### [Work to be completed]
Restate all the material verbatim, except for the pictures.
--- BEGIN ---
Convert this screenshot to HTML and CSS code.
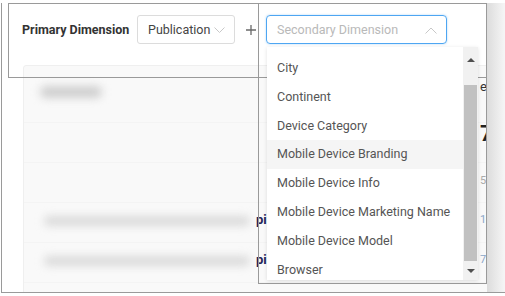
FILE: index.html
```html
<!DOCTYPE html>
<html>
<head>
<meta charset="utf-8">
<link rel="stylesheet" href="styles.css">
</head>
<body>
<div class="stage">
  <div class="page">
    <div class="card">
      <div class="card-head">
        <div class="blur blur-head"></div>
        <div class="val val-head">er</div>
      </div>
      <div class="card-row big">
        <div class="val val-big">7</div>
      </div>
      <div class="card-row sub">
        <div class="val val-sub">56</div>
      </div>
      <div class="card-row data">
        <div class="blur blur-row"></div>
        <span class="pub">pi</span>
        <div class="val val-blue">17</div>
      </div>
      <div class="card-row data">
        <div class="blur blur-row"></div>
        <span class="pub">pi</span>
        <div class="val val-blue">71</div>
      </div>
    </div>
    <div class="side-shadow"></div>
  </div>

  <div class="panel">
    <span class="label">Primary Dimension</span>
    <div class="select">
      <span>Publication</span>
      <svg class="chev" width="11" height="6" viewBox="0 0 11 6"><path d="M0.5 0.5 L5.5 5.5 L10.5 0.5" fill="none" stroke="#c8c8c8" stroke-width="1"/></svg>
    </div>
    <span class="plus"><svg width="10" height="10" viewBox="0 0 10 10"><path d="M5 0 V10 M0 5 H10" stroke="#6a6a6a" stroke-width="1.3"/></svg></span>
    <div class="select select-open">
      <span class="placeholder">Secondary Dimension</span>
      <svg class="chev" width="12" height="7" viewBox="0 0 12 7"><path d="M0.5 6.5 L6 1 L11.5 6.5" fill="none" stroke="#c8c8c8" stroke-width="1"/></svg>
    </div>
  </div>

  <div class="popframe"></div>

  <div class="dropdown">
    <ul class="list">
      <li>City</li>
      <li>Continent</li>
      <li>Device Category</li>
      <li class="hover">Mobile Device Branding</li>
      <li>Mobile Device Info</li>
      <li>Mobile Device Marketing Name</li>
      <li>Mobile Device Model</li>
      <li>Browser</li>
    </ul>
    <div class="scrollbar">
      <div class="arrow up"></div>
      <div class="track"><div class="thumb"></div></div>
      <div class="arrow down"></div>
    </div>
  </div>
</div>
</body>
</html>
```

FILE: styles.css
```css
* { box-sizing: border-box; }
html, body { margin: 0; padding: 0; background: #fff; }
body { font-family: Roboto, "Liberation Sans", Arial, sans-serif; font-size: 12.5px; color: #555; }

.stage { position: relative; width: 505px; height: 296px; overflow: hidden; }

.page {
  position: absolute;
  left: 1px; top: 3px;
  width: 504px; height: 290px;
  border-left: 1px solid #9a9a9a;
  border-bottom: 1px solid #9a9a9a;
  overflow: hidden;
}

.card {
  margin: 62px 0 0 21px;
  width: 470px;
  height: 260px;
  background: #f9f9f9;
  border: 1px solid #efefef;
  border-radius: 3px;
  display: flex;
  flex-direction: column;
}
.card-head { height: 57px; position: relative; border-bottom: 1px solid #f4f4f4; }
.card-row { position: relative; border-bottom: 1px solid #f4f4f4; }
.card-row.big { height: 40px; }
.card-row.sub { height: 40px; }
.card-row.data { height: 40px; }

.blur { position: absolute; background: #cfcfcf; filter: blur(4px); border-radius: 6px; }
.blur-head { left: 16px; top: 20px; width: 62px; height: 12px; }
.blur-row { left: 20px; top: 13px; width: 206px; height: 10px; background: #dadada; }

.val { position: absolute; left: 456px; white-space: nowrap; }
.val-head { top: 13px; color: #333; font-size: 13px; }
.val-big { top: -2px; font-size: 22px; font-weight: bold; color: #222; }
.val-sub { top: 11px; font-size: 11px; color: #aaa; }
.val-blue { top: 10px; font-size: 11px; color: #8aa6c8; }
.pub { position: absolute; left: 232px; top: 9px; font-weight: bold; color: #23235a; font-size: 13px; }

.side-shadow {
  position: absolute;
  right: 0; top: 0;
  width: 18px; height: 100%;
  background: linear-gradient(to right, #dcdcdc, #f6f6f6);
}

.panel {
  position: absolute;
  left: 8px; top: 3px;
  width: 479px; height: 75px;
  border: 1px solid #9a9a9a;
  display: flex;
  align-items: flex-start;
  padding: 11px 0 0 13px;
}
.label { font-weight: bold; color: #333; margin-top: 7px; width: 115px; white-space: nowrap; }
.select {
  display: flex; align-items: center; justify-content: space-between;
  height: 29px;
  border: 1px solid #dcdcdc;
  border-radius: 3px;
  padding: 0 9px 0 10px;
  color: #444;
  width: 98px;
}
.select .chev { margin-top: 1px; }
.plus { width: 31px; height: 29px; display: flex; align-items: center; justify-content: center; padding-left: 1px; }
.select-open {
  width: 181px;
  border: 1.5px solid #4ea6f2;
  border-radius: 4px;
  box-shadow: 0 0 2px rgba(78,166,242,0.5);
  padding: 0 9px 0 10px;
}
.placeholder { color: #b9b9b9; }

.popframe {
  position: absolute;
  left: 258px; top: 3px;
  width: 229px; height: 281px;
  border: 1px solid #9a9a9a;
}

.dropdown {
  position: absolute;
  left: 267px; top: 47px;
  width: 211px; height: 233px;
  background: #fff;
  box-shadow: 0 1px 4px rgba(0,0,0,0.12);
  display: flex;
  overflow: hidden;
}
.list { list-style: none; margin: 0; padding: 7px 0 0 0; flex: 1; }
.list li { height: 28.8px; line-height: 28.8px; padding-left: 10px; white-space: nowrap; color: #555; }
.list li.hover { background: #f5f5f5; }

.scrollbar {
  width: 15px; height: 100%;
  background: #f1f1f1;
  display: flex; flex-direction: column; align-items: center;
}
.arrow { width: 0; height: 0; border-left: 4px solid transparent; border-right: 4px solid transparent; }
.arrow.up { border-bottom: 4px solid #505050; margin: 11px 0 0 0; }
.arrow.down { border-top: 4px solid #505050; margin: 0 0 7px 0; }
.track { flex: 1; width: 100%; padding: 23px 1px 8px 1px; }
.thumb { width: 100%; height: 100%; background: #c1c1c1; }
```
--- END ---
### [Correct answer]
Convert this screenshot to HTML and CSS code.
FILE: index.html
```html
<!DOCTYPE html>
<html>
<head>
<meta charset="utf-8">
<link rel="stylesheet" href="styles.css">
</head>
<body>
<div class="stage">
  <div class="page">
    <div class="card">
      <div class="card-head">
        <div class="blur blur-head"></div>
        <div class="val val-head">er</div>
      </div>
      <div class="card-row big">
        <div class="val val-big">7</div>
      </div>
      <div class="card-row sub">
        <div class="val val-sub">56</div>
      </div>
      <div class="card-row data">
        <div class="blur blur-row"></div>
        <span class="pub">pi</span>
        <div class="val val-blue">17</div>
      </div>
      <div class="card-row data">
        <div class="blur blur-row"></div>
        <span class="pub">pi</span>
        <div class="val val-blue">71</div>
      </div>
    </div>
    <div class="side-shadow"></div>
  </div>

  <div class="panel">
    <span class="label">Primary Dimension</span>
    <div class="select">
      <span>Publication</span>
      <svg class="chev" width="11" height="6" viewBox="0 0 11 6"><path d="M0.5 0.5 L5.5 5.5 L10.5 0.5" fill="none" stroke="#c8c8c8" stroke-width="1"/></svg>
    </div>
    <span class="plus"><svg width="10" height="10" viewBox="0 0 10 10"><path d="M5 0 V10 M0 5 H10" stroke="#6a6a6a" stroke-width="1.3"/></svg></span>
    <div class="select select-open">
      <span class="placeholder">Secondary Dimension</span>
      <svg class="chev" width="12" height="7" viewBox="0 0 12 7"><path d="M0.5 6.5 L6 1 L11.5 6.5" fill="none" stroke="#c8c8c8" stroke-width="1"/></svg>
    </div>
  </div>

  <div class="popframe"></div>

  <div class="dropdown">
    <ul class="list">
      <li>City</li>
      <li>Continent</li>
      <li>Device Category</li>
      <li class="hover">Mobile Device Branding</li>
      <li>Mobile Device Info</li>
      <li>Mobile Device Marketing Name</li>
      <li>Mobile Device Model</li>
      <li>Browser</li>
    </ul>
    <div class="scrollbar">
      <div class="arrow up"></div>
      <div class="track"><div class="thumb"></div></div>
      <div class="arrow down"></div>
    </div>
  </div>
</div>
</body>
</html>
```

FILE: styles.css
```css
* { box-sizing: border-box; }
html, body { margin: 0; padding: 0; background: #fff; }
body { font-family: Roboto, "Liberation Sans", Arial, sans-serif; font-size: 12.5px; color: #555; }

.stage { position: relative; width: 505px; height: 296px; overflow: hidden; }

.page {
  position: absolute;
  left: 1px; top: 3px;
  width: 504px; height: 290px;
  border-left: 1px solid #9a9a9a;
  border-bottom: 1px solid #9a9a9a;
  overflow: hidden;
}

.card {
  margin: 62px 0 0 21px;
  width: 470px;
  height: 260px;
  background: #f9f9f9;
  border: 1px solid #efefef;
  border-radius: 3px;
  display: flex;
  flex-direction: column;
}
.card-head { height: 57px; position: relative; border-bottom: 1px solid #f4f4f4; }
.card-row { position: relative; border-bottom: 1px solid #f4f4f4; }
.card-row.big { height: 40px; }
.card-row.sub { height: 40px; }
.card-row.data { height: 40px; }

.blur { position: absolute; background: #cfcfcf; filter: blur(4px); border-radius: 6px; }
.blur-head { left: 16px; top: 20px; width: 62px; height: 12px; }
.blur-row { left: 20px; top: 13px; width: 206px; height: 10px; background: #dadada; }

.val { position: absolute; left: 456px; white-space: nowrap; }
.val-head { top: 13px; color: #333; font-size: 13px; }
.val-big { top: -2px; font-size: 22px; font-weight: bold; color: #222; }
.val-sub { top: 11px; font-size: 11px; color: #aaa; }
.val-blue { top: 10px; font-size: 11px; color: #8aa6c8; }
.pub { position: absolute; left: 232px; top: 9px; font-weight: bold; color: #23235a; font-size: 13px; }

.side-shadow {
  position: absolute;
  right: 0; top: 0;
  width: 18px; height: 100%;
  background: linear-gradient(to right, #dcdcdc, #f6f6f6);
}

.panel {
  position: absolute;
  left: 8px; top: 3px;
  width: 479px; height: 75px;
  border: 1px solid #9a9a9a;
  display: flex;
  align-items: flex-start;
  padding: 11px 0 0 13px;
}
.label { font-weight: bold; color: #333; margin-top: 7px; width: 115px; white-space: nowrap; }
.select {
  display: flex; align-items: center; justify-content: space-between;
  height: 29px;
  border: 1px solid #dcdcdc;
  border-radius: 3px;
  padding: 0 9px 0 10px;
  color: #444;
  width: 98px;
}
.select .chev { margin-top: 1px; }
.plus { width: 31px; height: 29px; display: flex; align-items: center; justify-content: center; padding-left: 1px; }
.select-open {
  width: 181px;
  border: 1.5px solid #4ea6f2;
  border-radius: 4px;
  box-shadow: 0 0 2px rgba(78,166,242,0.5);
  padding: 0 9px 0 10px;
}
.placeholder { color: #b9b9b9; }

.popframe {
  position: absolute;
  left: 258px; top: 3px;
  width: 229px; height: 281px;
  border: 1px solid #9a9a9a;
}

.dropdown {
  position: absolute;
  left: 267px; top: 47px;
  width: 211px; height: 233px;
  background: #fff;
  box-shadow: 0 1px 4px rgba(0,0,0,0.12);
  display: flex;
  overflow: hidden;
}
.list { list-style: none; margin: 0; padding: 7px 0 0 0; flex: 1; }
.list li { height: 28.8px; line-height: 28.8px; padding-left: 10px; white-space: nowrap; color: #555; }
.list li.hover { background: #f5f5f5; }

.scrollbar {
  width: 15px; height: 100%;
  background: #f1f1f1;
  display: flex; flex-direction: column; align-items: center;
}
.arrow { width: 0; height: 0; border-left: 4px solid transparent; border-right: 4px solid transparent; }
.arrow.up { border-bottom: 4px solid #505050; margin: 11px 0 0 0; }
.arrow.down { border-top: 4px solid #505050; margin: 0 0 7px 0; }
.track { flex: 1; width: 100%; padding: 23px 1px 8px 1px; }
.thumb { width: 100%; height: 100%; background: #c1c1c1; }
```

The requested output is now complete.